Nous avons donc choisi d'exclure les semences de ferme des domaines dans lesquels des pouvoirs renforcés sont par ailleurs conférés par ce texte aux douanes en matière de retenues et de destructions - n'oublions pas qu'il s'agit d'un texte sur la contrefaçon.

Dans le projet de loi d'avenir pour l'agriculture, l'alimentation et la forêt, nous avons explicité le fait que la présence fortuite accidentelle de matériel protégé par des droits de propriété intellectuelle dans des cultures, y compris des semences de ferme, ne constituait pas une contrefaçon.

En outre, nous avons permis, par le régime fiscal applicable aux échanges de semences, dans le respect de la réglementation de l'entraide que vous avez évoquée, madame la sénatrice, de réaliser ces échanges dans le cadre des groupements d'intérêts économiques et environnementaux, les GIEE.

De surcroît, au-delà même de ces textes législatifs en discussion, le décret qui élargit la liste des semences de ferme autorisées, transmis aujourd'hui même au Conseil d'État, ajoute treize espèces aux vingt et une qui existaient déjà, comme je l'ai indiqué précédemment.

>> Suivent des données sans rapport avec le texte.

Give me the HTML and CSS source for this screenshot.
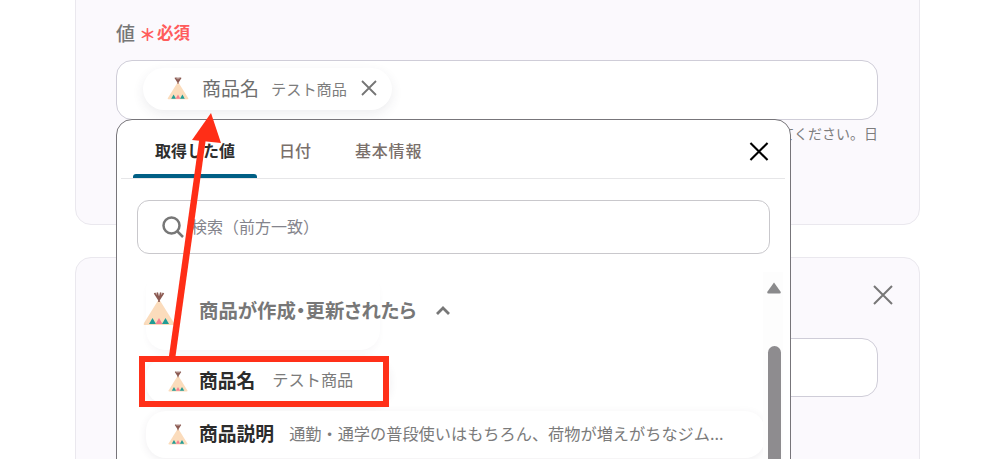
FILE: index.html
```html
<!DOCTYPE html>
<html lang="ja">
<head>
<meta charset="utf-8">
<title>値の設定</title>
<link rel="stylesheet" href="styles.css">
</head>
<body>
<svg class="defs" width="0" height="0" aria-hidden="true">
  <symbol id="tipi" viewBox="0 0 32 34">
    <path d="M16 7 L31 31 Q32 33 30 33 L2 33 Q0 33 1 31 Z" fill="#fbdcbc"/>
    <path d="M16 10 L16 5 M16 8 L11.500 1 M16 8 L20.500 1 M15.500 6 L14.200 0.500 M16.500 6 L17.800 0.500" stroke="#8b5a52" stroke-width="1.700" fill="none"/>
    <path d="M6 32 L9.500 26 L13 32 Z" fill="#1f9c96"/>
    <path d="M12.500 32 L16 26 L19.500 32 Z" fill="#f77f8e"/>
    <path d="M19 32 L22.500 26 L26 32 Z" fill="#1f9c96"/>
  </symbol>
</svg>
<div class="stage">
  <div class="cards">
    <section class="card card-first">
      <div class="label-row">
        <span class="label">値</span>
        <span class="asterisk">＊</span>
        <span class="required">必須</span>
      </div>
      <div class="field">
        <div class="chip">
          <svg class="chip-icon"><use href="#tipi"/></svg>
          <span class="chip-name">商品名</span>
          <span class="chip-value">テスト商品</span>
          <svg class="chip-x" viewBox="0 0 16 16"><path d="M1 1 L15 15 M15 1 L1 15"/></svg>
        </div>
      </div>
      <p class="help">てください。日</p>
    </section>
    <section class="card card-second">
      <svg class="card-x" viewBox="0 0 20 20"><path d="M1 1 L19 19 M19 1 L1 19"/></svg>
      <div class="field field-second"></div>
    </section>
  </div>

  <div class="popup">
    <div class="tabs">
      <span class="tab tab-active">取得した値</span>
      <span class="tab">日付</span>
      <span class="tab">基本情報</span>
      <svg class="popup-x" viewBox="0 0 20 20"><path d="M1 1 L19 19 M19 1 L1 19"/></svg>
    </div>
    <div class="search">
      <svg class="search-icon" viewBox="0 0 22 22"><circle cx="9.500" cy="9.500" r="8"/><path d="M15.500 15.500 L21 21"/></svg>
      <span class="search-text">検索（前方一致）</span>
    </div>
    <div class="list">
      <div class="scrollbar">
        <svg class="scroll-up" viewBox="0 0 14 12"><path d="M7 0.500 L13.800 10 Q14 11.500 12.500 11.500 L1.500 11.500 Q0 11.500 0.200 10 Z"/></svg>
        <div class="scroll-thumb"></div>
      </div>
      <div class="group">
        <svg class="group-icon"><use href="#tipi"/></svg>
        <span class="group-title">商品が作成・更新されたら</span>
        <svg class="chevron" viewBox="0 0 16 11"><path d="M2 9 L8 3 L14 9"/></svg>
      </div>
      <div class="row row-first">
        <svg class="row-icon"><use href="#tipi"/></svg>
        <span class="row-name">商品名</span>
        <span class="row-value">テスト商品</span>
      </div>
      <div class="row">
        <svg class="row-icon"><use href="#tipi"/></svg>
        <span class="row-name">商品説明</span>
        <span class="row-value row-desc">通勤・通学の普段使いはもちろん、荷物が増えがちなジム...</span>
      </div>
    </div>
  </div>

  <div class="highlight"></div>
  <svg class="arrow" viewBox="0 0 997 459">
    <path d="M172 358 L203 136" stroke="#ff2e17" stroke-width="6.500" fill="none"/>
    <path d="M211 113 L221 143 L192 140 Z" fill="#ff2e17"/>
  </svg>
</div>
</body>
</html>
```
FILE: styles.css
```css
* { box-sizing: border-box; }
html, body { margin: 0; padding: 0; background: #fff; }
body { font-family: "Noto Sans CJK JP", "Noto Sans", sans-serif; color: #777; }
.defs { position: absolute; }
.stage { position: relative; width: 997px; height: 459px; overflow: hidden; }

.cards { display: flex; flex-direction: column; gap: 32px; margin-top: -20px; padding: 0 77px 0 75px; }
.card { position: relative; background: #fbf9fd; border: 1px solid #eae8ee; border-radius: 16px; padding: 0 41px 0 40px; }
.card-first { height: 245px; padding-top: 36px; }
.card-second { height: 260px; padding-top: 80px; }

.label-row { display: flex; align-items: center; height: 30px; margin-bottom: 13px; }
.label { font-size: 19px; color: #777; font-weight: 500; }
.asterisk { font-size: 17px; line-height: 20px; color: #ff5c5c; margin: 3px 0 0 4px; font-weight: 700; }
.required { font-size: 16.500px; color: #ff5c5c; margin-left: 1px; font-weight: 700; }

.field { height: 60px; background: #fff; border: 1px solid #cfcdd8; border-radius: 16px; padding: 7px 0 0 26px; }
.field-second { height: 59px; }
.chip { display: inline-flex; align-items: center; height: 42px; width: 249px; background: #fff; border-radius: 21px; box-shadow: 0 4px 12px rgba(60, 50, 80, .09); padding-left: 24px; }
.chip-icon { width: 22px; height: 23px; flex: none; margin-top: -2px; }
.chip-name { font-size: 19px; color: #6f6f6f; margin: -3px 0 0 13px; font-weight: 400; }
.chip-value { font-size: 15.200px; color: #7d7d7d; margin: -3px 0 0 12px; }
.chip-x { width: 16px; height: 16px; margin: -2px 0 0 14px; }
.chip-x path { stroke: #757575; stroke-width: 1.800; fill: none; }
.help { margin: 3px 0 0; text-align: right; font-size: 14px; line-height: 20px; color: #7d7d7d; }
.card-x { position: absolute; top: 27px; left: 797px; width: 20px; height: 20px; }
.card-x path { stroke: #777; stroke-width: 2; fill: none; }

.popup { position: absolute; left: 116px; top: 119px; width: 675px; height: 360px; background: #fff; border: 1px solid #77757a; border-radius: 16px; }
.tabs { position: relative; display: flex; height: 59px; margin: 0 5px 0 4px; border-bottom: 1px solid #e6e6e8; padding-left: 12px; }
.tab { font-size: 16px; line-height: 22px; padding: 19px 22px 0; color: #7a6f6a; font-weight: 500; }
.tab:last-of-type { letter-spacing: .8px; }
.tab-active { position: relative; color: #2e2e2e; width: 124px; padding-left: 22px; font-weight: 700; }
.tab-active::after { content: ""; position: absolute; left: 0; right: 0; bottom: 0; height: 4px; background: #005f85; border-radius: 3px 3px 0 0; }
.popup-x { position: absolute; left: 628px; top: 22px; width: 20px; height: 19px; }
.popup-x path { stroke: #000; stroke-width: 2.200; fill: none; }

.search { display: flex; align-items: center; height: 54px; margin: 21px 20px 0; width: 633px; border: 1px solid #c9c8cc; border-radius: 12px; padding: 0 0 2px 24px; }
.search-icon { width: 22px; height: 22px; flex: none; margin-top: 2px; }
.search-icon circle, .search-icon path { stroke: #777; stroke-width: 2.500; fill: none; }
.search-text { font-size: 16px; color: #84848c; margin-left: 7px; }

.list { position: relative; padding-top: 37px; }
.scrollbar { position: absolute; left: 646px; top: 18px; width: 20px; height: 240px; background: #fdfdfd; padding-left: 4px; }
.scroll-up { display: block; width: 14px; height: 12px; margin: 10px 0 0 0; }
.scroll-up path { fill: #8a8a8c; }
.scroll-thumb { width: 13px; height: 200px; margin: 52px 0 0 1px; background: #8e8c8f; border-radius: 7px; }

.group { position: relative; display: flex; align-items: center; height: 36px; padding-left: 26px; }
.group::after { content: ""; position: absolute; left: 29px; top: -20px; width: 234px; height: 79px; border-radius: 20px; box-shadow: 0 5px 8px -3px rgba(60, 50, 80, .06); }
.group-icon { width: 32px; height: 34px; flex: none; }
.group-title { font-size: 19.400px; font-weight: 700; color: #777; margin-left: 24px; font-feature-settings: "palt"; }
.chevron { width: 16px; height: 11px; margin-left: 19px; margin-top: 2px; }
.chevron path { stroke: #777; stroke-width: 2.800; fill: none; }

.row { display: flex; align-items: center; height: 47px; margin: 0 0 0 29px; width: 619px; background: #fff; border-radius: 20px; box-shadow: 0 2px 8px rgba(60, 50, 80, .08); padding: 0 0 0 22px; }
.row-first { margin-top: 31px; margin-bottom: 7px; height: 46px; width: 244px; }
.row-icon { width: 20px; height: 21px; flex: none; }
.row-name { font-size: 18.800px; font-weight: 700; color: #2c2c2c; margin: -4px 0 0 11px; }
.row-value { font-size: 16.200px; color: #7b7b7b; margin: -4px 0 0 17px; white-space: nowrap; }
.row-desc { margin-left: 15px; }

.highlight { position: absolute; left: 139px; top: 356px; width: 250px; height: 51px; border: 6px solid #ff3019; }
.arrow { position: absolute; left: 0; top: 0; width: 997px; height: 459px; }
```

Le plan « Semences et agriculture durable », au sein du projet agro-écologique lancé en décembre 2012, vient conforter ces choix stratégiques. Le cofinancement de la recherche sur le développement des variétés adaptées à l'environnement, dans le cadre des appels d'offres du projet CASDAR, le compte d'affectation spéciale pour le développement agricole et rural, va aussi dans ce sens.

Nous menons donc un travail de fond permanent pour mettre tous les acteurs autour de la table et aboutir à des solutions consensuelles et des accords interprofessionnels sur la rémunération de la recherche, comme je l'ai évoqué dans ma réponse à la question précédente.

Je le répète, nous voulons dépasser les oppositions et faire en sorte que les semences de ferme soient un droit pour les agriculteurs. Et rappelons-nous tout simplement que, si nous n'avions pas de financement de la recherche, seules les grandes industries pourraient financer des innovations, ce qui nous coûterait très cher. (Applaudissements sur les travées du groupe socialiste et du groupe écologiste, ainsi que sur certaines travées du RDSE.)

M. le président. La parole est à Mme Renée Nicoux, pour la réplique.

Mme Renée Nicoux. Je vous remercie de ces précisions et clarifications, qui sont bienvenues, monsieur le ministre.

Nous attendons la suite des travaux dans ce domaine, qu'il s'agisse de l'utilisation des semences dans les exploitations ou de l'entraide, qui constitue une demande légitime de la part des professionnels.